The ReRG has endorsed the “Makerfield test” posed by Burnham in his first speech as a Labour MP – a pledge to “ensure the places Westminster has neglected will now get fairness”. What this test will mean in practice remains unclear. As a guiding principle, however, it could provide a framework for Burnham’s coalition to rally around.
Burnham’s first steps as Labour leader indicate his intention to preserve the soft-blue alliance that delivered Starmer’s downfall and brought him to power. That would point towards the appointment of Mahmood as chancellor, establishing a soft-blue axis at the centre of government. This is consistent with the current state of reporting.
Burnham begins
The early months of a Burnham government will probably not be defined by sweeping policy changes – the sort of issues that risk reopening wounds in the Labour Party. Rather, the incoming prime minister’s immediate focus will be geared toward earning a public hearing. Burnham inherits a Labour Party whose credibility has been damaged by successive U-turns and a public that simply stopped listening to Starmer. The former mayor will undertake a form of political penance on behalf of his party (for decisions he did not make), thus building distance between his leadership and the Starmer government.

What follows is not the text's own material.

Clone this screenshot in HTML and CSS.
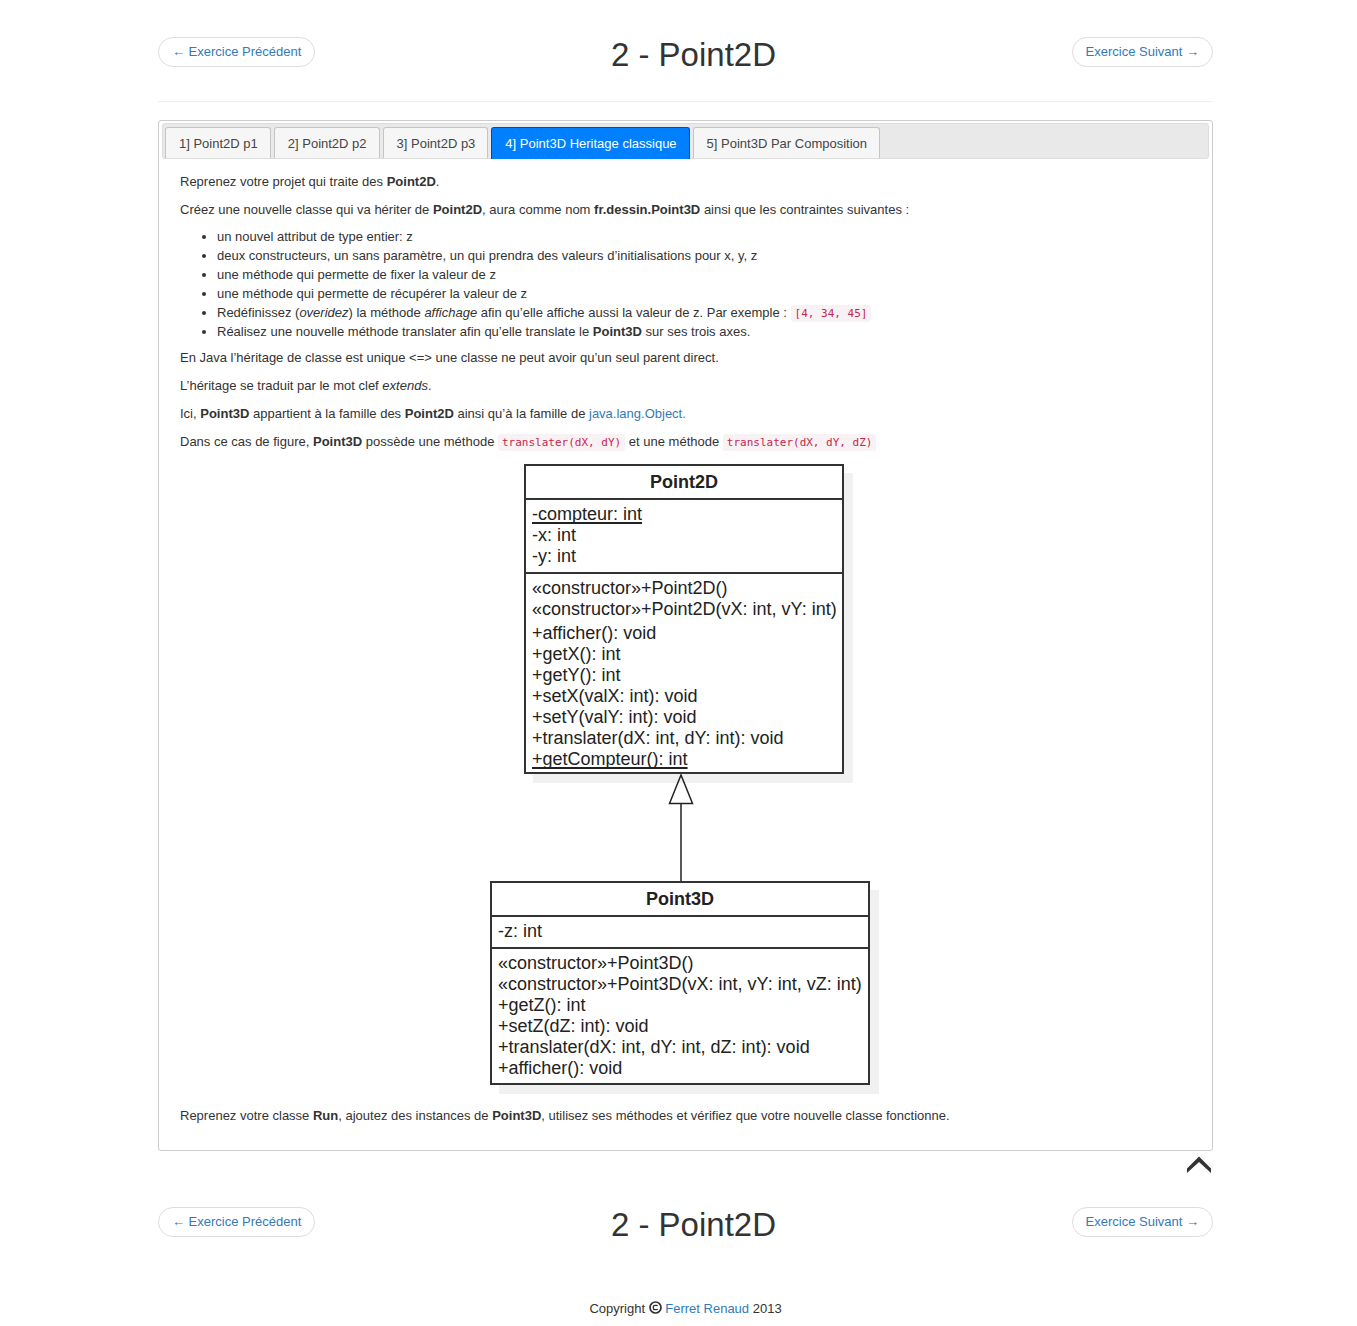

But Burnham’s analysis of the failures of successive governments will soon need to be channelled into a positive policy programme. It will be up to him to define what it means to be “boldly, confidently, authentically” Labour. And it is in these grey areas that the competition for the soul of the Burnham government will be fought. The incoming prime minister’s greatest challenges will come when events or policy test the unity of his coalition, including on Europe and immigration.
But pitching to this set of Labour MPs, at this moment, Burnham’s rhetoric is right.
The question that will determine Burnham’s success in the immediate term is whether his decisions, including his choice of chancellor, can match his rhetoric and sustain the coalition that carried him to power.